In Islam, then, government has the sense of adherence to law; it is law alone that rules over society. Even the limited powers given to the Most Noble Messenger (s) and those exercising rule after him have been conferred upon them by God. Whenever the Prophet (s) expounded a certain matter or promulgated a certain injunction, he did so in obedience to divine law, a law that everyone without exception must obey and adhere to. Divine law obtains both for the leader and the led; the sole law that is valid and imperative to apply is the law of God. Obedience to the Prophet (s) also takes place in accordance with divine decree, for God says: “And obey the Messenger”(Qur’an, 4:59). Obedience to those entrusted with authority is also on the basis of divine decree: “And obey the holders of authority from among you”(Qur’an, 4:59). Individual opinion, even if it be that of the Prophet (s) himself, cannot intervene in matters of divine law; here, all are subject to the will of God.
Islamic government is not a form of monarchy, especially not an imperial one. In that type of government, the rulers are empowered over the property and persons of those they rule and may dispose of them entirely as they wish. Islam has not the slightest connection with this form and method of government. For this reason, we find that in Islamic government, unlike monarchial and imperial regimes, there is not the slightest trace of vast palaces, opulent buildings, servants and retainers, private equerries, adjutants to the heir apparent, and all the other appurtenances of monarchy that consume as much as half of the national budget. You all know how the Prophet (s) lived, the Prophet who was the head of the Islamic state and its ruler. The same mode of life was preserved until the beginning of the Umayyad period. The first two [caliphs] adhered to the Prophet’s (s) example in the outer conduct of their personal lives, even though in other affairs they acted to the contrary, which led to the grave deviations that appeared in the time of ‘Uthmān, the same deviations that have inflicted on us these misfortunes of the present day.
In the time of the Commander of the Faithful (‘a), the system of government was corrected and a proper form and method of rule were followed. Even though that excellent man ruled over a vast realm that included Iran, Egypt, Hijāz3 and the Yemen among its provinces, he lived more frugally than the most impoverished of our clergy students. According to tradition, he once bought two tunics, and finding one of them better than the other, he gave the better one to his servant Qanbar. The other he kept for himself, and since its sleeves were too long for him, he tore off the extra portion. In this torn garment, the ruler of a great, populous, and prosperous realm clothed himself.
If this mode of conduct had been preserved, and government had retained its Islamic form, there would have been no monarchy and no empire, no usurpation of the lives and property of the people, no oppression and plunder, no encroachment on the public treasury, no vice and abomination. Most forms of corruption originate with the ruling class, the tyrannical ruling family and the libertines that associate with them.
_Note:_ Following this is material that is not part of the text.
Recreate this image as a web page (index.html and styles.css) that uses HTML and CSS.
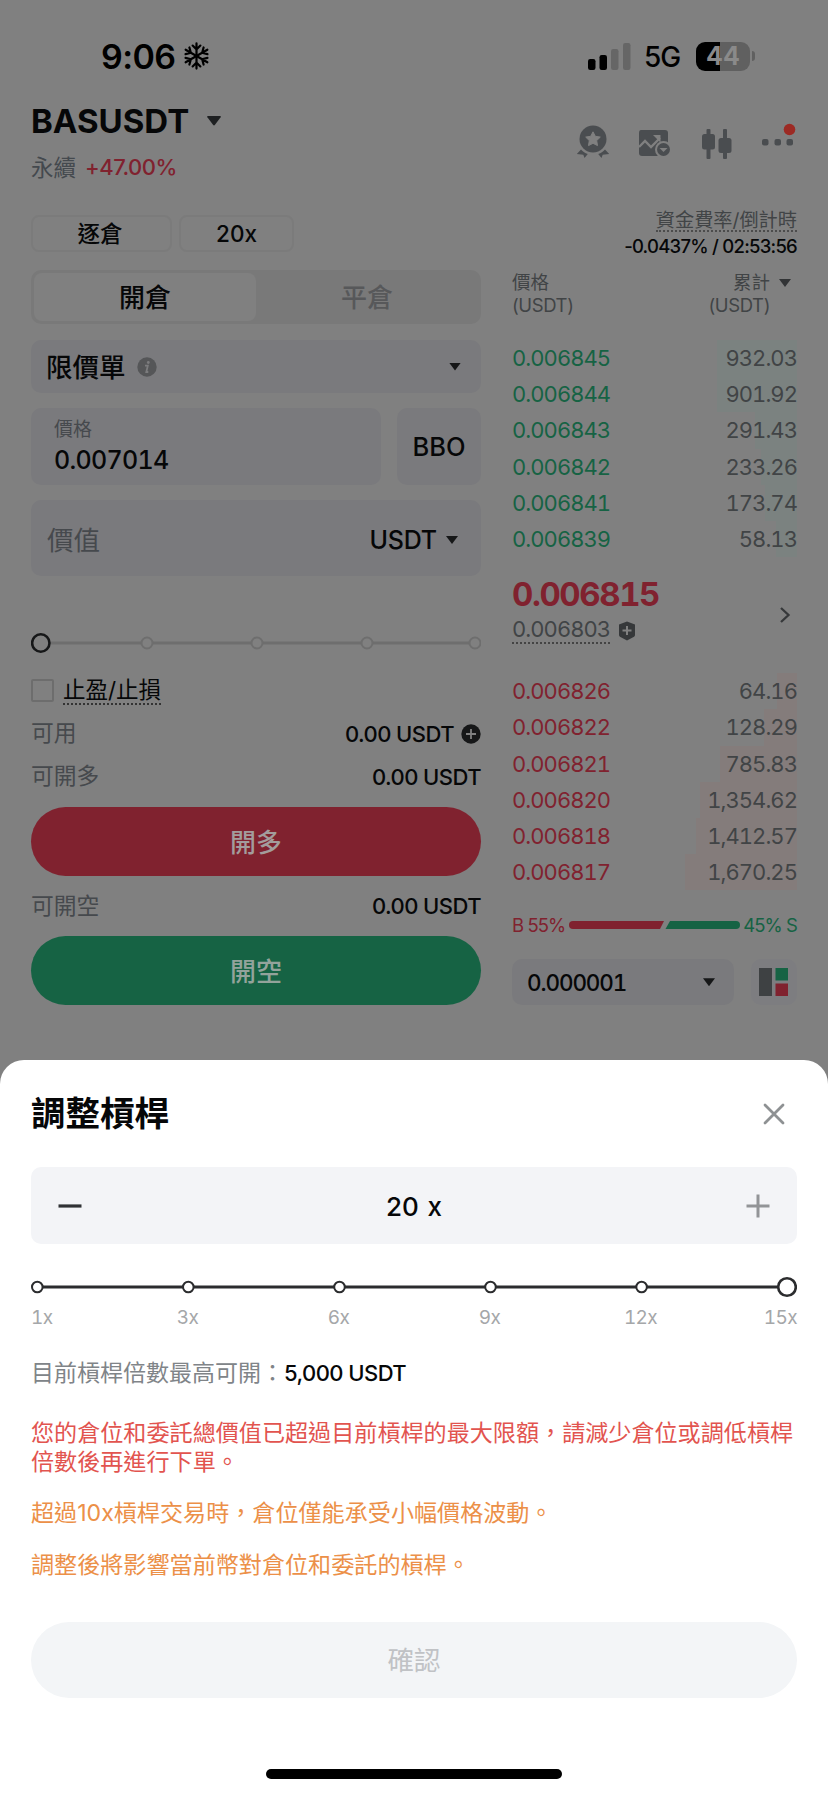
FILE: index.html
```html
<!DOCTYPE html>
<html lang="zh-Hant">
<head>
<meta charset="utf-8">
<title>BASUSDT</title>
<link rel="stylesheet" href="styles.css">
</head>
<body>
<div class="screen">
  <div class="status">
    <div class="clock"><span>9:06</span>
      <svg class="snow" viewBox="0 0 28 30" fill="none" stroke="#000" stroke-width="2.300" stroke-linecap="round"><g id="arm"><path d="M14 15V2M10 4.200l4 4 4-4"/></g><use href="#arm" transform="rotate(60 14 15)"/><use href="#arm" transform="rotate(120 14 15)"/><use href="#arm" transform="rotate(180 14 15)"/><use href="#arm" transform="rotate(240 14 15)"/><use href="#arm" transform="rotate(300 14 15)"/></svg>
    </div>
    <div class="signal">
      <svg width="43" height="27" viewBox="0 0 43 27"><rect y="16" width="7.500" height="11" rx="2.200"/><rect x="11.500" y="12" width="7.500" height="15" rx="2.200"/><rect x="23" y="6" width="7.500" height="21" rx="2.200" fill="#666"/><rect x="35" y="0" width="7.500" height="27" rx="2.200" fill="#666"/></svg>
      <span class="net">5G</span>
      <div class="battery"><span>44</span></div><i class="cap"></i>
    </div>
  </div>

  <header class="head">
    <div>
      <div class="pair"><span>BASUSDT</span><svg width="16" height="12" viewBox="0 0 16 12"><path d="M2 1h12q1.500 0 .6 1.300L9 9.800q-1 1.200-2 0L1.400 2.300Q.5 1 2 1Z" fill="#1e2022"/></svg></div>
      <div class="change"><span class="perp">永續</span><span class="pct">+47.00%</span></div>
    </div>
    <div class="tools">
      <svg width="34" height="36" viewBox="0 0 34 36"><circle cx="17" cy="14" r="13.500" fill="#4a4d50"/><path d="m17 6.800 2.300 4.500 5 .8-3.600 3.500.8 5-4.500-2.300-4.500 2.300.8-5-3.600-3.500 5-.8Z" fill="#808080" stroke="#808080" stroke-linejoin="round"/><path d="M5 24.500c2 2.200 4 3.600 6.800 4.600L8.500 33l-1.200-3.300L.8 29ZM29 24.500c-2 2.200-4 3.600-6.800 4.600l3.300 3.900 1.200-3.300 6.500-.7Z" fill="#4a4d50"/></svg>
      <svg width="34" height="30" viewBox="0 0 34 30"><path d="M3 1h24q3 0 3 3v23H4q-3 0-3-3V4q0-3 2-3Z" fill="#4a4d50"/><path d="m1 18 6-6 6 6L22 9" fill="none" stroke="#808080" stroke-width="2.300"/><path d="M15 6h7.500v7.500Z" fill="#808080"/><circle cx="25.500" cy="20.500" r="8.500" fill="#808080"/><circle cx="25.500" cy="20.500" r="6.500" fill="#4a4d50"/><path d="M21.500 19h8l-4 4Z" fill="#808080"/></svg>
      <svg width="30" height="30" viewBox="0 0 30 30" fill="#4a4d50"><rect x="4.500" y="0" width="4" height="30" rx="1"/><rect x="0" y="5" width="13" height="15.500" rx="2.500"/><rect x="21" y="0" width="4" height="30" rx="1"/><rect x="16.500" y="9" width="13" height="15" rx="2.500"/></svg>
      <svg width="34" height="36" viewBox="0 0 34 36" fill="#4a4d50"><rect x="0" y="18" width="6.500" height="6.500" rx="2"/><rect x="12.500" y="18" width="6.500" height="6.500" rx="2"/><rect x="24.500" y="18" width="6.500" height="6.500" rx="2"/><circle cx="27.500" cy="8.500" r="5.800" fill="#9c2a24"/></svg>
    </div>
  </header>

  <main class="cols">
    <section class="form">
      <div class="modes"><div class="chip chip-a">逐倉</div><div class="chip chip-b">20x</div></div>
      <div class="tabs"><div class="tab on">開倉</div><div class="tab">平倉</div></div>
      <div class="box type"><span>限價單</span><svg class="info" width="20" height="20" viewBox="0 0 20 20"><circle cx="10" cy="10" r="9.700" fill="#555658"/><circle cx="11.300" cy="5.500" r="1.400" fill="#7c7c7e"/><path d="M8 8.600h2.800L9.300 15h2" fill="none" stroke="#7c7c7e" stroke-width="1.800"/></svg><i class="tri"></i></div>
      <div class="pricerow"><div class="box price"><small>價格</small><b>0.007014</b></div><div class="box bbo">BBO</div></div>
      <div class="box value"><span>價值</span><em>USDT</em><i class="tri"></i></div>
      <svg class="range" width="450" height="24" viewBox="0 0 450 24"><path d="M20 12h90M122 12h98M232 12h98M342 12h96" stroke="#6e6e6e" stroke-width="3"/><g fill="none" stroke="#6e6e6e" stroke-width="2"><circle cx="116" cy="12" r="5.500"/><circle cx="226" cy="12" r="5.500"/><circle cx="336" cy="12" r="5.500"/><circle cx="444" cy="12" r="5.500"/></g><circle cx="9.800" cy="12" r="8.700" fill="none" stroke="#161718" stroke-width="2.600"/></svg>
      <div class="tpsl"><i></i><span>止盈/止損</span></div>
      <div class="line avail"><span>可用</span><b>0.00 USDT</b><svg width="20" height="20" viewBox="0 0 20 20"><circle cx="10" cy="10" r="9.700" fill="#161718"/><path d="M10 5v10M5 10h10" stroke="#808080" stroke-width="1.800"/></svg></div>
      <div class="line"><span>可開多</span><b>0.00 USDT</b></div>
      <div class="cta red">開多</div>
      <div class="line short"><span>可開空</span><b>0.00 USDT</b></div>
      <div class="cta green">開空</div>
    </section>

    <section class="book">
      <div class="fund"><span>資金費率/倒計時</span></div>
      <div class="rate">-0.0437% / 02:53:56</div>
      <div class="bhead"><div>價格<br><span>(USDT)</span></div><div class="cum">累計<br><span>(USDT)</span></div><i class="tri dim"></i></div>
      <div class="rows bid">
        <div class="row"><i style="width:80px"></i><span>0.006845</span><b>932.03</b></div>
        <div class="row"><i style="width:80px"></i><span>0.006844</span><b>901.92</b></div>
        <div class="row"><i style="width:42px"></i><span>0.006843</span><b>291.43</b></div>
        <div class="row"><i style="width:36px"></i><span>0.006842</span><b>233.26</b></div>
        <div class="row"><i style="width:32px"></i><span>0.006841</span><b>173.74</b></div>
        <div class="row"><i style="width:21px"></i><span>0.006839</span><b>58.13</b></div>
      </div>
      <div class="last">
        <div><div class="big">0.006815</div><div class="mark"><span>0.006803</span><svg width="18" height="20" viewBox="0 0 18 20"><path d="M9 .5 17 3.500V14q0 1-1 1.800L9 19.500 2 15.800Q1 15 1 14V3.500Z" fill="#36383a"/><path d="M9 5v9M4.500 9.500h9" stroke="#808080" stroke-width="2"/></svg></div></div>
        <svg class="chev" width="12" height="18" viewBox="0 0 12 18"><path d="m2 2 7.500 7L2 16" fill="none" stroke="#36383a" stroke-width="2.300"/></svg>
      </div>
      <div class="rows ask">
        <div class="row"><i style="width:20px"></i><span>0.006826</span><b>64.16</b></div>
        <div class="row"><i style="width:33px"></i><span>0.006822</span><b>128.29</b></div>
        <div class="row"><i style="width:77px"></i><span>0.006821</span><b>785.83</b></div>
        <div class="row"><i style="width:97px"></i><span>0.006820</span><b>1,354.62</b></div>
        <div class="row"><i style="width:101px"></i><span>0.006818</span><b>1,412.57</b></div>
        <div class="row"><i style="width:112px"></i><span>0.006817</span><b>1,670.25</b></div>
      </div>
      <div class="ratio"><span class="b">B 55%</span><svg width="171" height="8" viewBox="0 0 171 8"><path d="M4 0h91l-4 8H4a4 4 0 0 1 0-8Z" fill="#80222f"/><path d="M101 0h66a4 4 0 0 1 0 8H96.500Z" fill="#166344"/></svg><span class="s">45% S</span></div>
      <div class="bottom"><div class="box step"><span>0.000001</span><i class="tri"></i></div><div class="box grid"><svg width="30" height="30" viewBox="0 0 30 30"><path d="M0 1h13v28H0Z" fill="#3e4143"/><path d="M16.500 1H29v12.500H16.500Z" fill="#166344"/><path d="M16.500 16.500H29V29H16.500Z" fill="#80222f"/></svg></div></div>
    </section>
  </main>

  <section class="sheet">
    <div class="title"><h1>調整槓桿</h1><svg width="22" height="22" viewBox="0 0 22 22"><path d="m2 2 18 18M20 2 2 20" stroke="#8e9193" stroke-width="2.800" stroke-linecap="round"/></svg></div>
    <div class="stepper"><svg width="24" height="24" viewBox="0 0 24 24"><path d="M.5 12h23" stroke="#303235" stroke-width="3.200"/></svg><span>20 x</span><svg width="24" height="24" viewBox="0 0 24 24"><path d="M.5 12h23M12 .5v23" stroke="#929497" stroke-width="3"/></svg></div>
    <svg class="lev" width="766" height="22" viewBox="0 0 766 22"><path d="M6 11h750" stroke="#2b2c2e" stroke-width="3"/><g fill="#fff" stroke="#2b2c2e" stroke-width="2"><circle cx="6.300" cy="11" r="5.300"/><circle cx="157.300" cy="11" r="5.300"/><circle cx="308.500" cy="11" r="5.300"/><circle cx="459.500" cy="11" r="5.300"/><circle cx="610.600" cy="11" r="5.300"/><circle cx="756" cy="11" r="8.800" stroke-width="2.600"/></g></svg>
    <div class="ticks"><span>1x</span><span>3x</span><span>6x</span><span>9x</span><span>12x</span><span>15x</span></div>
    <p class="max">目前槓桿倍數最高可開：<b>5,000 USDT</b></p>
    <p class="warn">您的倉位和委託總價值已超過目前槓桿的最大限額，請減少倉位或調低槓桿<br>倍數後再進行下單。</p>
    <p class="note">超過10x槓桿交易時，倉位僅能承受小幅價格波動。</p>
    <p class="note two">調整後將影響當前幣對倉位和委託的槓桿。</p>
    <div class="confirm">確認</div>
    <div class="home"></div>
  </section>
</div>
</body>
</html>
```
FILE: styles.css
```css
* { box-sizing: border-box; }
body { margin: 0; background: #808080; }
svg { display: block; flex: none; }
b, em, i, small { font-weight: inherit; font-style: normal; font-size: inherit; }
p, h1 { margin: 0; }
.screen {
  width: 828px; height: 1795px; overflow: hidden;
  display: flex; flex-direction: column;
  background: #808080; color: #060708;
  font-family: Inter, "Noto Sans CJK TC", sans-serif;
  white-space: nowrap;
}
.status { height: 96px; display: flex; justify-content: space-between; padding: 37px 73px 0 101px; }
.clock { display: flex; align-items: center; gap: 8px; height: 38px; font-size: 34px; font-weight: 600; letter-spacing: -.6px; color: #000; }
.snow { width: 27px; height: 30px; }
.signal { display: flex; align-items: center; height: 38px; color: #000; }
.net { font-size: 28px; font-weight: 500; margin-left: 13px; width: 52px; letter-spacing: -1px; padding-top: 2px; }
.battery { width: 54px; height: 29px; border-radius: 9px; background: linear-gradient(90deg, #000 24px, #606060 24px); color: #8a8a8a; font-size: 25px; font-weight: 700; line-height: 29px; text-align: center; }
.cap { width: 3px; height: 10px; margin-left: 2px; border-radius: 0 3px 3px 0; background: #606060; }

.head { height: 119px; display: flex; justify-content: space-between; padding: 0 32px 0 31px; }
.pair { display: flex; align-items: center; gap: 17px; height: 50px; font-size: 33px; font-weight: 700; }
.change { display: flex; align-items: center; gap: 9px; height: 30px; margin-top: 6px; font-size: 22px; }
.perp { color: #44494e; font-size: 22.500px; padding-bottom: 3px; }
.pct { color: #80222f; font-weight: 500; letter-spacing: -.5px; }
.tools { display: flex; align-items: center; gap: 28px; height: 62px; padding-top: 33px; }
.tools svg:nth-child(4) { margin-left: 2px; margin-top: -10px; }
.tools svg:nth-child(2) { margin-right: 2px; }
.tools svg:nth-child(1) { margin-top: -2px; }

.cols { height: 845px; display: flex; justify-content: space-between; padding: 0 31px; }
.form { width: 450px; display: flex; flex-direction: column; }
.box { background: #7a7a7d; border-radius: 10px; display: flex; align-items: center; }
.modes { display: flex; gap: 7px; height: 37px; }
.chip { border: 2px solid #7b7b7b; border-radius: 8px; display: flex; align-items: center; justify-content: center; font-size: 22.500px; font-weight: 500; }
.chip-a { width: 141px; padding: 0 3px 4px 0; }
.chip-b { width: 115px; }
.tabs { display: flex; height: 54px; margin-top: 18px; padding: 3px; border-radius: 10px; background: #797979; }
.tab { flex: 1; display: flex; align-items: center; justify-content: center; padding-bottom: 4px; font-size: 26px; font-weight: 500; color: #57585a; border-radius: 8px; }
.tab.on { background: #808080; color: #060708; }
.type { height: 53px; margin-top: 16px; padding: 0 20px 0 15px; font-size: 26.500px; font-weight: 500; }
.type span { padding-bottom: 3px; }
.info { margin-left: 11px; }
.tri { width: 12px; height: 8px; margin-left: auto; background: #161718; clip-path: polygon(0 0, 100% 0, 50% 100%); }
.pricerow { display: flex; justify-content: space-between; height: 77px; margin-top: 15px; }
.price { width: 350px; flex-direction: column; align-items: flex-start; padding: 8px 23px; }
.price small { font-size: 19px; line-height: 28px; color: #46494d; }
.price b { font-size: 25px; line-height: 32px; font-weight: 500; font-variant-numeric: tabular-nums; letter-spacing: -.7px; }
.bbo { width: 84px; justify-content: center; font-size: 25.500px; font-weight: 500; }
.value { height: 76px; margin-top: 15px; padding: 4px 23px 0 16px; font-size: 26.500px; color: #46494d; }
.value span { padding-bottom: 4px; }
.value em { margin-left: auto; color: #060708; font-size: 25px; font-weight: 500; letter-spacing: -.2px; }
.value .tri { margin-left: 9px; }
.range { margin-top: 55px; }
.tpsl { display: flex; align-items: center; gap: 9px; height: 28px; margin-top: 21px; font-size: 22.500px; }
.tpsl i { width: 23px; height: 23px; border: 2px solid #6d6d6d; border-radius: 2px; }
.tpsl span { line-height: 27px; border-bottom: 2px dotted #333; }
.line { display: flex; justify-content: space-between; align-items: center; height: 43px; font-size: 22.800px; color: #46494d; }
.line span { padding-bottom: 4px; }
.line b { color: #060708; font-size: 22px; font-weight: 500; letter-spacing: -.55px; }
.avail { margin-top: 8px; }
.avail b { margin-left: auto; margin-right: 7px; }
.cta { height: 69px; border-radius: 35px; display: flex; align-items: center; justify-content: center; padding-bottom: 3px; font-size: 26px; font-weight: 500; color: #a39c9c; margin-top: 9px; }
.red { background: #80222f; }
.green { background: #166344; color: #93a39b; margin-top: 0; }
.short { height: 60px; }

.book { width: 285px; display: flex; flex-direction: column; color: #414446; }
.fund { display: flex; justify-content: flex-end; align-items: flex-start; height: 20px; font-size: 19.200px; }
.fund span { border-bottom: 2px dotted #4c4c4c; height: 17px; line-height: 11px; }
.rate { height: 24px; text-align: right; font-size: 18.500px; line-height: 23px; font-weight: 500; color: #060708; letter-spacing: -.75px; }
.bhead { display: flex; margin-top: 12px; height: 69px; font-size: 18.500px; line-height: 23px; }
.bhead span { letter-spacing: -.4px; }
.bhead .cum { margin-left: auto; text-align: right; }
.dim { background: #323436; margin: 8px 6px 0 9px; }
.row { position: relative; display: flex; justify-content: space-between; align-items: center; height: 36.200px; font-size: 22px; font-variant-numeric: tabular-nums; letter-spacing: -.95px; }
.row i { position: absolute; right: 0; top: 0; height: 100%; }
.row span, .row b { position: relative; }
.bid i { background: #7b8280; }
.ask i { background: #847c7b; }
.bid span { color: #166344; }
.ask span { color: #80222f; }
.last { height: 116px; display: flex; justify-content: space-between; padding: 15px 6px 0 0; }
.big { font-size: 33px; line-height: 44px; font-weight: 700; color: #80222f; font-variant-numeric: tabular-nums; letter-spacing: -1.4px; }
.mark { display: flex; align-items: center; gap: 8px; height: 29px; font-size: 22px; font-variant-numeric: tabular-nums; letter-spacing: -.95px; }
.mark span { line-height: 25px; border-bottom: 2px dotted #444; }
.chev { margin-top: 34px; }
.ratio { display: flex; align-items: center; justify-content: space-between; height: 34px; margin-top: 18px; font-size: 18.500px; letter-spacing: -.95px; }
.b { color: #80222f; }
.s { color: #166344; }
.bottom { display: flex; justify-content: space-between; margin-top: 17px; height: 46px; }
.step { width: 222px; padding: 0 19px 0 15px; font-size: 22.500px; font-weight: 500; color: #060708; font-variant-numeric: tabular-nums; letter-spacing: -1.1px; }
.grid { width: 46px; justify-content: center; background: #7d7d80; }

.sheet { flex: 1; background: #fff; border-radius: 24px 24px 0 0; padding: 0 31px; display: flex; flex-direction: column; }
.title { display: flex; justify-content: space-between; align-items: center; height: 107px; padding: 1px 12px 0 0; }
.title h1 { font-size: 34.500px; line-height: 44px; font-weight: 700; }
.stepper { display: flex; align-items: center; justify-content: space-between; height: 77px; padding: 0 27px; border-radius: 10px; background: #f3f4f7; font-size: 26px; font-weight: 500; }
.stepper span { padding-top: 2px; word-spacing: 2px; }
.lev { margin-top: 32px; }
.ticks { display: grid; grid-template-columns: 81px 151px 151px 151px 151px 81px; height: 24px; margin-top: 8px; font-size: 19px; line-height: 24px; letter-spacing: -.6px; color: #a5a7a9; text-align: center; font-variant-numeric: tabular-nums; }
.ticks span:first-child { text-align: left; }
.ticks span:last-child { text-align: right; }
.max { margin-top: 27px; font-size: 23px; line-height: 32px; color: #808488; }
.max b { color: #060708; font-size: 22px; font-weight: 500; letter-spacing: -.55px; }
.warn { margin-top: 30px; font-size: 23.100px; line-height: 28.500px; color: #e2544f; }
.note { margin-top: 22px; font-size: 23.100px; line-height: 30px; color: #ec9048; }
.confirm { height: 76px; margin-top: 42px; border-radius: 38px; background: #f3f5f7; color: #c0c2c5; display: flex; align-items: center; justify-content: center; padding-bottom: 4px; font-size: 26.500px; }
.home { width: 296px; height: 10px; margin: 71px auto 0; border-radius: 5px; background: #000; }
```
It is these rulers who establish centers of vice and corruption, who build centers of vice and wine-drinking, and spend the income of the religious endowments constructing cinemas.
If it were not for these profligate royal ceremonies, this reckless spending, this constant embezzlement, there would never be any deficit in the national budget forcing us to bow in submission before America and Britain and request aid or a loan from them. Our country has become needy on account of this reckless spending, this endless embezzlement, for are we lacking in oil? Do we have no minerals, no natural resources? We have everything, but this parasitism, this embezzlement, this profligacy all at the expense of the people and the public treasury have reduced us to a wretched state. Otherwise he [the Shāh] would not need to go all the way to America and bow down before that ruffian’s desk, begging for help.